I now installed the camber shims. Toe went noticeably in. The measurement from laser to front center cap went down 15mm both sides, which should mean about 0.3 degrees per side.

I took the car to a professional. Toe was about 0.5 degrees per side, which would mean it probably was about 0.2 degrees toe in without the camber shims. So actually quite ok!

He adjusted it to 0.19 per side. It's perhaps a bit high but quite in the middle of the recommendation by Tesla . Now my laser measures exactly 115mm per side.

Anyway now I have good base to check it again if needed, as it's just a 1min job to attach the laser and measure.
 
OP, you're only doing a two wheel alignment. The usual DIY 4-wheel alignment needs essentially a box around the entire car at all 4 wheels. I've done it in the past with strings/fishing line and jackstands. You'll also want turn plates to help settle the suspension with every change. Without a 4-post lift, it's very tedious and time consuming to recenter the box after every change.
 
@itch808 sure, the title says "measure rear toe". :)

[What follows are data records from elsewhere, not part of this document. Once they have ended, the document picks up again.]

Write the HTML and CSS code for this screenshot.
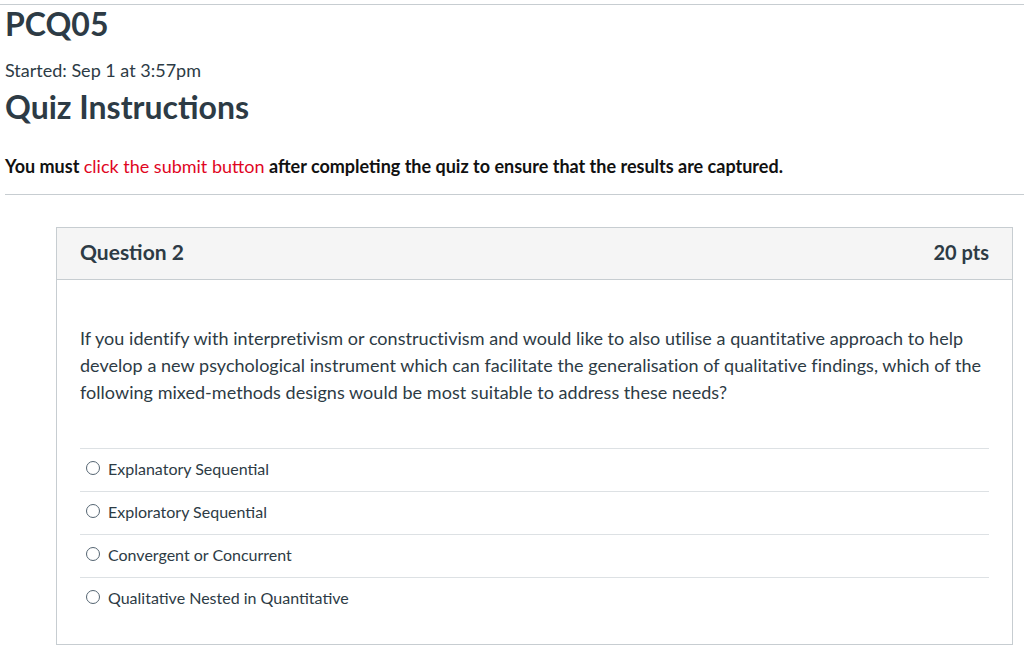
FILE: index.html
```html
<!DOCTYPE html>
<html lang="en">
<head>
  <meta charset="UTF-8">
  <title>PCQ05 – Quiz</title>
  <link rel="stylesheet" href="styles.css">
</head>
<body>

<div class="page">
  <header class="quiz-header">
    <h1>PCQ05</h1>
    <p class="started">Started: Sep 1 at 3:57pm</p>
    <h2>Quiz Instructions</h2>
    <p class="instructions">You must <span class="warn">click the submit button</span> after completing the quiz to ensure that the results are captured.</p>
  </header>

  <!-- QUESTION -->
  <div class="question">
    <div class="question-head">
      <span class="q-title">Question 2</span>
      <span class="q-points">20 pts</span>
    </div>
    <div class="question-body">
      <p class="q-text">If you identify with interpretivism or constructivism and would like to also utilise a quantitative approach to help develop a new psychological instrument which can facilitate the generalisation of qualitative findings, which of the following mixed-methods designs would be most suitable to address these needs?</p>
      <div class="answers">
        <label class="answer"><span class="radio"></span>Explanatory Sequential</label>
        <label class="answer"><span class="radio"></span>Exploratory Sequential</label>
        <label class="answer"><span class="radio"></span>Convergent or Concurrent</label>
        <label class="answer"><span class="radio"></span>Qualitative Nested in Quantitative</label>
      </div>
    </div>
  </div>
</div>

</body>
</html>
```

FILE: styles.css
```css
body {
  font-family: Lato, "Open Sans", sans-serif;
  background: #fff;
  color: #2d3b45;
  margin: 0;
}
.page {
  border-top: 1px solid #c7cdd1;
  margin-top: 4px;
  padding-left: 5px;
}
.quiz-header {
  border-bottom: 1px solid #c7cdd1;
  padding-bottom: 17px;
}
h1 {
  font-size: 32px;
  font-weight: 700;
  margin: 0;
  line-height: 38px;
}
.started {
  font-size: 18px;
  margin: 16px 0 0;
  line-height: 22px;
}
h2 {
  font-size: 32px;
  font-weight: 700;
  margin: 7px 0 0;
  line-height: 38px;
}
.instructions {
  font-size: 18px;
  font-weight: 700;
  color: #111;
  margin: 29px 0 0;
  line-height: 22px;
}
.warn {
  color: #e0061f;
  font-weight: 400;
}
.question {
  margin: 32px 11px 0 51px;
  border: 1px solid #c7cdd1;
  height: 416px;
}
.question-head {
  display: flex;
  justify-content: space-between;
  align-items: center;
  background: #f5f5f5;
  border-bottom: 1px solid #c7cdd1;
  height: 52px;
  box-sizing: border-box;
  padding: 0 23px 4px;
  font-size: 21px;
  font-weight: 700;
}
.q-points {
  font-size: 20px;
}
.question-body {
  padding: 45px 23px 0;
}
.q-text {
  font-size: 18px;
  line-height: 27px;
  margin: 0 0 42px;
  letter-spacing: 0.04px;
}
.answer {
  display: flex;
  align-items: center;
  height: 43px;
  box-sizing: border-box;
  border-top: 1px solid #dde1e4;
  font-size: 16px;
  padding: 0 0 4px 6px;
}
.radio {
  width: 12px;
  height: 12px;
  border: 1px solid #556572;
  border-radius: 50%;
  margin-right: 8px;
}
```
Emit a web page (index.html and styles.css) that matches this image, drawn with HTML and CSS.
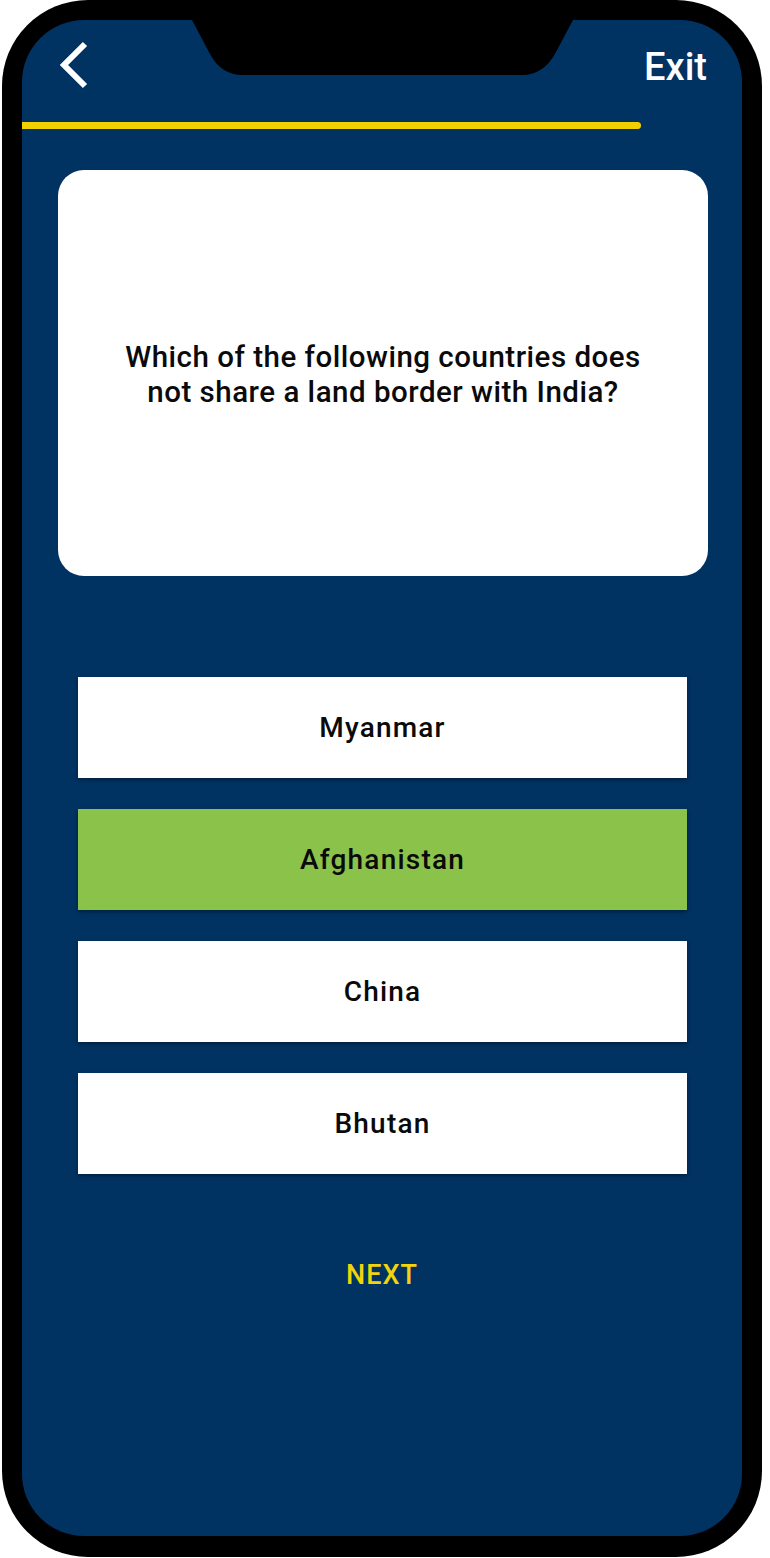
FILE: index.html
```html
<!DOCTYPE html>
<html lang="en">
<head>
<meta charset="utf-8">
<title>Quiz</title>
<link rel="stylesheet" href="styles.css">
</head>
<body>
<div class="phone">
  <div class="screen">
    <svg class="notch" width="381" height="55" viewBox="0 0 381 55" aria-hidden="true">
      <path d="M0,0 L381,0 L364,32 Q352,55 330,55 L51,55 Q29,55 18,34 Z" fill="#000"/>
    </svg>
    <div class="header">
      <svg class="back" width="36" height="52" viewBox="0 0 36 52" aria-label="Back">
        <path d="M31,5 L10,26 L31,47" fill="none" stroke="#fff" stroke-width="6" stroke-linecap="butt" stroke-linejoin="miter"/>
      </svg>
      <div class="exit">Exit</div>
    </div>
    <div class="progress"></div>
    <div class="card">
      <p class="question">Which of the following countries does<br>not share a land border with India?</p>
    </div>
    <div class="options">
      <div class="option">Myanmar</div>
      <div class="option correct">Afghanistan</div>
      <div class="option">China</div>
      <div class="option">Bhutan</div>
    </div>
    <div class="next">NEXT</div>
  </div>
</div>
</body>
</html>
```

FILE: styles.css
```css
html, body {
  margin: 0;
  padding: 0;
  background: #ffffff;
}

body {
  font-family: Roboto, "Liberation Sans", Arial, sans-serif;
}

.phone {
  margin-left: 2px;
  width: 760px;
  height: 1557px;
  background: #000;
  border-radius: 86px;
  padding: 20px 20px 21px 20px;
  box-sizing: border-box;
}

.screen {
  position: relative;
  height: 1516px;
  background: #003262;
  border-radius: 62px;
  overflow: hidden;
}

.notch {
  position: absolute;
  top: 0;
  left: 170px;
  display: block;
}

.header {
  display: flex;
  justify-content: space-between;
  align-items: flex-start;
  height: 102px;
  padding: 0 35px 0 32px;
  box-sizing: border-box;
}

.back {
  display: block;
  margin-top: 19px;
}

.exit {
  margin-top: 28px;
  font-size: 38px;
  line-height: 38px;
  font-weight: 500;
  color: #ffffff;
}

.progress {
  width: 619px;
  height: 7px;
  background: #f2d000;
  border-radius: 0 4px 4px 0;
}

.card {
  margin: 41px 0 0 36px;
  width: 650px;
  height: 406px;
  padding-top: 4px;
  box-sizing: border-box;
  background: #ffffff;
  border-radius: 26px;
  display: flex;
  align-items: center;
  justify-content: center;
}

.question {
  margin: 0;
  text-align: center;
  font-size: 29.5px;
  line-height: 35px;
  letter-spacing: 0.5px;
  font-weight: 500;
  color: #0a0a0a;
}

.options {
  margin: 101px 0 0 56px;
  width: 609px;
  display: flex;
  flex-direction: column;
  gap: 31px;
}

.option {
  height: 101px;
  background: #ffffff;
  display: flex;
  align-items: center;
  justify-content: center;
  font-size: 28px;
  letter-spacing: 1.2px;
  font-weight: 500;
  color: #0a0a0a;
  box-shadow: 0 2px 4px rgba(0, 0, 0, 0.35);
}

.option.correct {
  background: #8bc34a;
}

.next {
  margin-top: 85px;
  text-align: center;
  font-size: 27px;
  line-height: 32px;
  letter-spacing: 1px;
  font-weight: 500;
  color: #f2d30c;
}
```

I have used the string method before and as you said, it is too much work. Professional alignment is not that expensive, there's no point wasting hours of you own time.

This laser trick is very fast and at least tells you instantly if anything has changed since the last time .

My first Tesla was a 2013 P85+ that had a blown bushing in the rear toe link, causing excessive toe. Annual toe check would have probably caught that earlier.